Business Context
AIG Claims receives customer feedback from post-claim surveys, call-center notes, and web form comments. The claims operations team wants an NLP solution that classifies sentiment so they can identify dissatisfied claimants early and prioritize service recovery.
Data
You are given historical feedback collected across AIG Claims channels.
- Volume: ~450,000 feedback records over 18 months
- Text length: 5-300 words, median 42 words
- Language: English only for the first version
- Labels:
negative (22%), neutral (46%), positive (32%)
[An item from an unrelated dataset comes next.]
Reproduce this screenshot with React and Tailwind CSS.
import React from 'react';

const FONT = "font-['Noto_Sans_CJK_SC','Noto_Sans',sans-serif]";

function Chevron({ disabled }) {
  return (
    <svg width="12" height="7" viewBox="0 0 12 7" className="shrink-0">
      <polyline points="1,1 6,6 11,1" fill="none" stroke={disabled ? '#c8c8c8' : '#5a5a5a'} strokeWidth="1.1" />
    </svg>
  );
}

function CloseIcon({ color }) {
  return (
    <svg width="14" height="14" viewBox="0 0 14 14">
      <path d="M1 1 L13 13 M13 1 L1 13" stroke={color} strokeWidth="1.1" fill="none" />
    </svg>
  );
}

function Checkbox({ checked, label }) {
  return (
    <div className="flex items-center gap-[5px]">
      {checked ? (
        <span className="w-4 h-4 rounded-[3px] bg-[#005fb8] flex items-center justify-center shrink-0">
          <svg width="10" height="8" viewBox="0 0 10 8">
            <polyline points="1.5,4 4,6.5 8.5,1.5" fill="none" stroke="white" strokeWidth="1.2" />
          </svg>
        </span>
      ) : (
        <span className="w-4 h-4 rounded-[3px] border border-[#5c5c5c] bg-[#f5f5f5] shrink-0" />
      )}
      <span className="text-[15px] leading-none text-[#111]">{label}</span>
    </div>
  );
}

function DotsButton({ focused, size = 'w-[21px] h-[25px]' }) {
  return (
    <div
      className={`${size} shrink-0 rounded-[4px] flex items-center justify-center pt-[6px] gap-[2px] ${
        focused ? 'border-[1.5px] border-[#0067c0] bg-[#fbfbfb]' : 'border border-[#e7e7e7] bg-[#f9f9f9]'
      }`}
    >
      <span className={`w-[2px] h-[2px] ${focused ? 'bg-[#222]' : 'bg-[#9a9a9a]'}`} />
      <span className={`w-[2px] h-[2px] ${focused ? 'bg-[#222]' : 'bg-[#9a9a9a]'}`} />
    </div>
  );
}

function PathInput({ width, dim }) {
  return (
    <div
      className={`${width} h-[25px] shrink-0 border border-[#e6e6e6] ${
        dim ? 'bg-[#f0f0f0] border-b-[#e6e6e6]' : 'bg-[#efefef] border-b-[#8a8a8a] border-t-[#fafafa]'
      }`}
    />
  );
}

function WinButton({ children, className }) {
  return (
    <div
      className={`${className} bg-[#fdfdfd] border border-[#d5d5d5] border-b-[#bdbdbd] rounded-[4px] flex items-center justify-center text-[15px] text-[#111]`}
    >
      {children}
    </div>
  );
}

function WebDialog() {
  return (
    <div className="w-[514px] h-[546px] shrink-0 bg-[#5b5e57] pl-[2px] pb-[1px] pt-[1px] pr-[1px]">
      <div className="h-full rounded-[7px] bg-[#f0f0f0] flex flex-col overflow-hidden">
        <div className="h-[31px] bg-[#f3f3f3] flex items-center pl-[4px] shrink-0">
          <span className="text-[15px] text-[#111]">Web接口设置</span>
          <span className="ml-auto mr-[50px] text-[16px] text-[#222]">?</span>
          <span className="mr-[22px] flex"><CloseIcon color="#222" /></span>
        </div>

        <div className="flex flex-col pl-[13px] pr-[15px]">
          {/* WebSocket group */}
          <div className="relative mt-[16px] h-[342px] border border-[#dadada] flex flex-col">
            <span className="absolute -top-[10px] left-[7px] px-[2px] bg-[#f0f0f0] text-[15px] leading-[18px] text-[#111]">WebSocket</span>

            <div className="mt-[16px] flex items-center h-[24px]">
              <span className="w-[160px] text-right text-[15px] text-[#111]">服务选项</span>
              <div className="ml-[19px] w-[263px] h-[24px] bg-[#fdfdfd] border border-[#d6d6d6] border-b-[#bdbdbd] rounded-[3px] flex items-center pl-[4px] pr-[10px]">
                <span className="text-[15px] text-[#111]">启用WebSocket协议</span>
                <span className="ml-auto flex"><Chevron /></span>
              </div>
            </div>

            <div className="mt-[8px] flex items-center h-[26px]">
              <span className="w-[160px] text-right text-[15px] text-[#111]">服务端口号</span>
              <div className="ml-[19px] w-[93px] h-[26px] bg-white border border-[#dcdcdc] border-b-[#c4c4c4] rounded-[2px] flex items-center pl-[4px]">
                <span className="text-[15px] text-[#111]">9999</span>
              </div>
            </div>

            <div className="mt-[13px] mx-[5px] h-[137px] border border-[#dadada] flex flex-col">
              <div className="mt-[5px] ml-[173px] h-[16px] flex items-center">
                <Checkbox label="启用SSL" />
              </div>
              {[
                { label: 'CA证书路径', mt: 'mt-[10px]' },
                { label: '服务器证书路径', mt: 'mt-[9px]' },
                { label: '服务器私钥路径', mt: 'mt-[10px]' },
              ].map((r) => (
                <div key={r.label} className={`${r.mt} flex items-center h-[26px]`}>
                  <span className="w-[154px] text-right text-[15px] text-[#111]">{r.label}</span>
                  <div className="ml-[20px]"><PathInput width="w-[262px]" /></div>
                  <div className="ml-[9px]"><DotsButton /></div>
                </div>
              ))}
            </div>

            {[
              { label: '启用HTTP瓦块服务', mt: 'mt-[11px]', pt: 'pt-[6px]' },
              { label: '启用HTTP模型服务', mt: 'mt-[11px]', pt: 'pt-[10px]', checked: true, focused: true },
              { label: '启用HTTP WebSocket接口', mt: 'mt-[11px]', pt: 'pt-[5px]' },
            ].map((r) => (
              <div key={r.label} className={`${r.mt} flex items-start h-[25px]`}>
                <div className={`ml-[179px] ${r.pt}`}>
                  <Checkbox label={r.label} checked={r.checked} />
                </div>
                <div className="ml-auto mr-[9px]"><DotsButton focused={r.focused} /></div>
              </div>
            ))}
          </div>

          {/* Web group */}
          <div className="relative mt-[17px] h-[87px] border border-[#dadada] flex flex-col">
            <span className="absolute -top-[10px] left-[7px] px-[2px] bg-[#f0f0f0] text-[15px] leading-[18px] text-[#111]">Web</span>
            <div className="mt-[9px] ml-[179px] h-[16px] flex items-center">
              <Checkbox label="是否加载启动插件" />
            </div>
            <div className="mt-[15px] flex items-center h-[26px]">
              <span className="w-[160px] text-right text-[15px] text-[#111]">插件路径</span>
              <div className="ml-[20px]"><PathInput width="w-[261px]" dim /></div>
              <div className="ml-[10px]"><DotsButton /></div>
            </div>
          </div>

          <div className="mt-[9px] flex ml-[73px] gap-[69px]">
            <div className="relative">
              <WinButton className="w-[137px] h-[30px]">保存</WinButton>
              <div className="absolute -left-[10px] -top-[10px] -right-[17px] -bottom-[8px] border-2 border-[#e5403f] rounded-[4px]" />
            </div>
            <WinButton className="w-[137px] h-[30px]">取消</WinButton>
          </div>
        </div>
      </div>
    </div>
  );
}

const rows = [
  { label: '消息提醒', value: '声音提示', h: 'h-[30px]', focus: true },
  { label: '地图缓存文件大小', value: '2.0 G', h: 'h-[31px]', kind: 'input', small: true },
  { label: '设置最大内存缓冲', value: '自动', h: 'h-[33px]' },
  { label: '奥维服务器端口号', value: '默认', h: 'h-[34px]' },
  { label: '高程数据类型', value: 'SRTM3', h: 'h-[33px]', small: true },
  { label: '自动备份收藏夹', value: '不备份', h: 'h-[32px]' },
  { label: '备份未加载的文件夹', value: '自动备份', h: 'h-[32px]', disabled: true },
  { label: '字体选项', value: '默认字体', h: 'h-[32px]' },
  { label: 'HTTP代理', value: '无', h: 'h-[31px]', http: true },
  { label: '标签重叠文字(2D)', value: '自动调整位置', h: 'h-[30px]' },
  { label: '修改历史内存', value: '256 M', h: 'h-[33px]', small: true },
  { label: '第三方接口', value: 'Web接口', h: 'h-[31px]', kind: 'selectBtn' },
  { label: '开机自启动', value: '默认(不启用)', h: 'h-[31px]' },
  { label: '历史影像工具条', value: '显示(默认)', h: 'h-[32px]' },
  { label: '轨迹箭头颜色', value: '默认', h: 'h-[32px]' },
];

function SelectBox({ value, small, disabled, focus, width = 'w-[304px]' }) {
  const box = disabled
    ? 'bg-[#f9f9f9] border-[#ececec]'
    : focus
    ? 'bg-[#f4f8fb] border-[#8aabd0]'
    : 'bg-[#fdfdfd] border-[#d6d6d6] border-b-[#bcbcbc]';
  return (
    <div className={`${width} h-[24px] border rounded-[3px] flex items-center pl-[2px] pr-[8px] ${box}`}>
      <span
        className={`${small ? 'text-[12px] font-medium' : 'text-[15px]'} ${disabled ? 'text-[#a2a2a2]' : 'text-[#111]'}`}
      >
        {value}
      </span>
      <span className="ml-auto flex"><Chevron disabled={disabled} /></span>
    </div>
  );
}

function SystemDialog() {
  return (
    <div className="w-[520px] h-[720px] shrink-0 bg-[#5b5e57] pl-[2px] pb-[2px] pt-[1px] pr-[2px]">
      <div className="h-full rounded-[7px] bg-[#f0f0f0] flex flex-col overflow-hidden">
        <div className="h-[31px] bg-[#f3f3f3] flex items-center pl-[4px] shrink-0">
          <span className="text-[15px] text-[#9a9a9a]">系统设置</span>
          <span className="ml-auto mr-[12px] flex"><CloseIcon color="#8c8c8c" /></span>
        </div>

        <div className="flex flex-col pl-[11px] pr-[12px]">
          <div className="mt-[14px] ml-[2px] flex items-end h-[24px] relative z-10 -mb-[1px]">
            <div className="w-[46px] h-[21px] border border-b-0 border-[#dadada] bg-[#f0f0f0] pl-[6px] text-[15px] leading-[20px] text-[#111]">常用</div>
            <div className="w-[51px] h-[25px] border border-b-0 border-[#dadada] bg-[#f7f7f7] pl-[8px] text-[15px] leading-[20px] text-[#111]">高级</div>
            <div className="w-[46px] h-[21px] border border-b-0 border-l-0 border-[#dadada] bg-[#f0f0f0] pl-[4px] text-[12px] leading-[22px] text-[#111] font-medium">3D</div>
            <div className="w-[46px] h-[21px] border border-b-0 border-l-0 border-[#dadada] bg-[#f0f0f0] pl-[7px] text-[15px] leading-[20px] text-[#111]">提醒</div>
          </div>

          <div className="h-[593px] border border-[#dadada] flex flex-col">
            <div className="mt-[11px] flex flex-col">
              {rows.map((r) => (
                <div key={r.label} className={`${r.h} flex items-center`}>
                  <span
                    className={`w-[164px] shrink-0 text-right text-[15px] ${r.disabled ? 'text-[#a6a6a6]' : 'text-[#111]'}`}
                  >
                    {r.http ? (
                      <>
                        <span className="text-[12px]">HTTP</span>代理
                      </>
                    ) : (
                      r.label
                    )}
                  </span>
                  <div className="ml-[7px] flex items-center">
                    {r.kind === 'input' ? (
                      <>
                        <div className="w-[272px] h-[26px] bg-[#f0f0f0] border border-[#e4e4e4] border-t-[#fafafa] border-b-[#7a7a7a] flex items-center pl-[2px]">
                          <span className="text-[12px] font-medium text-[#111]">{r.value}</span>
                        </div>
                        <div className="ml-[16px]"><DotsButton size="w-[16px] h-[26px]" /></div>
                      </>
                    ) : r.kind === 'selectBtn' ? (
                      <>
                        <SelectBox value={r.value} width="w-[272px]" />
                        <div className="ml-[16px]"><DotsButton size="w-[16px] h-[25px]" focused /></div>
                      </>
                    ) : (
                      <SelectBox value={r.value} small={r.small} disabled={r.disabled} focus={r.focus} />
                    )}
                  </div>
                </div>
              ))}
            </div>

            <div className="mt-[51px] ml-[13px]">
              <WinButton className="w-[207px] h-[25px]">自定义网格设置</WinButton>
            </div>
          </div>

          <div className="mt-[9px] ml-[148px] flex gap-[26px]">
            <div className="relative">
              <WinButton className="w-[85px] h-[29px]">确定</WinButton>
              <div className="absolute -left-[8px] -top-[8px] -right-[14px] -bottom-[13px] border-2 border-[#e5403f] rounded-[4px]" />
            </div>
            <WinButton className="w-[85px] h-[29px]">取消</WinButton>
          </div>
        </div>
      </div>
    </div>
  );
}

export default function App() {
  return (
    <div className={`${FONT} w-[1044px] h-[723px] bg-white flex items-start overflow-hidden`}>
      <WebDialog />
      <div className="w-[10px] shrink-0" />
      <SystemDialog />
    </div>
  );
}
- Sources: survey free-text, FNOL follow-up comments, adjuster interaction notes, complaint summaries
- Data quality: misspellings, abbreviations, policy numbers, claim IDs, agent names, and templated text are common
Success Criteria
A good solution should achieve macro-F1 >= 0.80, negative-class recall >= 0.88, and support batch scoring of at least 50,000 comments per hour. Predictions should be explainable enough for claims managers to review common drivers of negative sentiment.
Constraints
- Customer and claim identifiers must be removed before modeling
- The first production version should run in AIG Claims' secure environment without external API calls
- Inference should be lightweight enough for daily batch jobs and optional near-real-time scoring
Requirements
- Build a 3-class sentiment classifier for AIG Claims customer feedback.
- Design a preprocessing pipeline that handles insurance-specific noise such as claim numbers, adjuster names, and boilerplate phrases.
- Implement a strong baseline in Python using modern NLP tooling.
- Explain how you would handle class imbalance and ambiguous feedback.
- Evaluate the model with appropriate metrics and propose an error-analysis plan.
- Describe how you would surface results to claims operations, including examples of actionable negative feedback themes.